Sunday, 22 April 2007

Beer talking



Me having a beer and causing chaos all round...

One of my favourite articles ever about beer, which like a drunk trying to open his zip in the Gents, has taken me a while to get around to. One or two comments by me and a couple of bits are highlighted.

Who's ever been beaten up by a member of the Campaign for Real Ale?
Andrew Martin, New Statesman,14 March 2005


I have probably committed more indiscretions as a result of drinking wine than beer. It's a pretty close-run thing, obviously, but I remember in particular a drinks party just before Christmas, when I set out the argument that all conceptual art is vacuous rubbish in front of a woman who turned out to be not only keen on conceptual art, but also a friend of Tracey Emin. "The equivalent would be me talking about jazz," the woman marvelled, when I'd finished my monologue, "in that I know absolutely nothing about jazz."

Anyway, that was wine. Wine is the main loosener among the middle classes, and I suspect that, just as a high proportion of accidents are alcohol-related, so are many interesting news stories and otherwise innocuous bits of wayward behaviour. If somebody in the public eye says something unexpected, check the time. Did it happen during lunchtime or after, say, 5.30pm? If so, case closed.

Yet in spite of this, there is an assumption that wine is more civilised than our own national drink: beer. The situation annoys Roger Protz, editor of last year's CAMRA Good Beer Guide, whose book The Complete Guide to World Beer (Carlton, £19.99) is just out. "The assumption is that, if you're going out for a beer, you're going out for a punch-up," he says. "Any story about the dangers of alcohol shows pub scenes and people drinking beer. In fact, I recently complained to ITN about when it illustrated one of these items with pictures of hand pumps on a bar."

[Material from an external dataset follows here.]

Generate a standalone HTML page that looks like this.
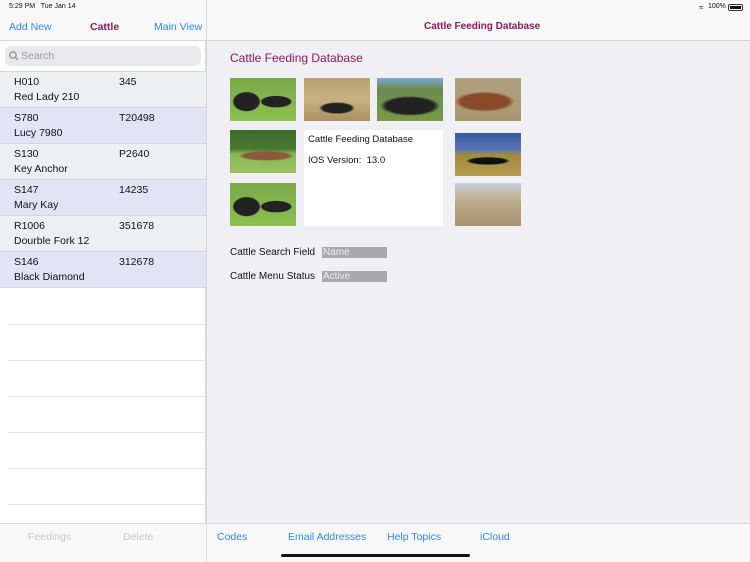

You can see how that would have irritated him. Hand pumps imply cask-conditioned real ale, and the people who drink that are exceptionally mild-mannered. This, according to Protz, is "because the hop is a close cousin of the cannabis plant". India Pale Ale, for example, is a very hoppy beer originally manufactured to be sent out to the British in India, where it met many complaints that it was too soporific. Lager, says Protz, is often a different matter. It is frequently stronger than ale - extra amounts of malt sugar having been added - and there may be chemicals and stabilisers involved that can affect behaviour. One famous brand of lager is known as "the wife-beater" (ie Stella Artois- which the Belgians see as the lowest of the low when it comes to beer).

Who, by contrast, has ever been beaten up by a member of the Campaign for Real Ale? It would be about as likely as being murdered by a geography teacher. Yet still, it would be a socially confident person who went along to a middle-class dinner party with bottles of beer instead of wine. Protz has done it. "Beer is just as good an accompaniment to - or ingredient of - food as wine," he says, and his book includes recipes such as one for "beer, bubble and squeak", which could be summarised as: 1) Make bubble and squeak. 2) Pour beer on top. But it does work. I know because I've tried it.

The brewers Greene King have started producing a beer in receptacles resembling wine bottles, and marketed as "a beer to dine for" (which I had once with a meal- terrible!). I can imagine the enlightened and progressive tone of the gatherings at which this is served. Anyone turning up who had dropped into a pub on the way would not be afraid to say so, whereas one never likes to admit that when going to a wine-oriented dinner party. It's like saying: "Sorry I'm late. I've just been having sex with a prostitute." There'd be no snobbish references to people's beer guts. Instead, the talk would be of "wine-guts"; any loutish men mentioned would be castigated not as "beer monsters", but "wine monsters".

A whole alternative middle-class world opens up, one freed of the deference and insecurity brought on by even a bottle of Jacob's Creek; one in which people attend cheese-and-beer parties, go on beer-tasting holidays, join beer clubs, speak happily
of "days of beer and roses". It would be a better place, I think.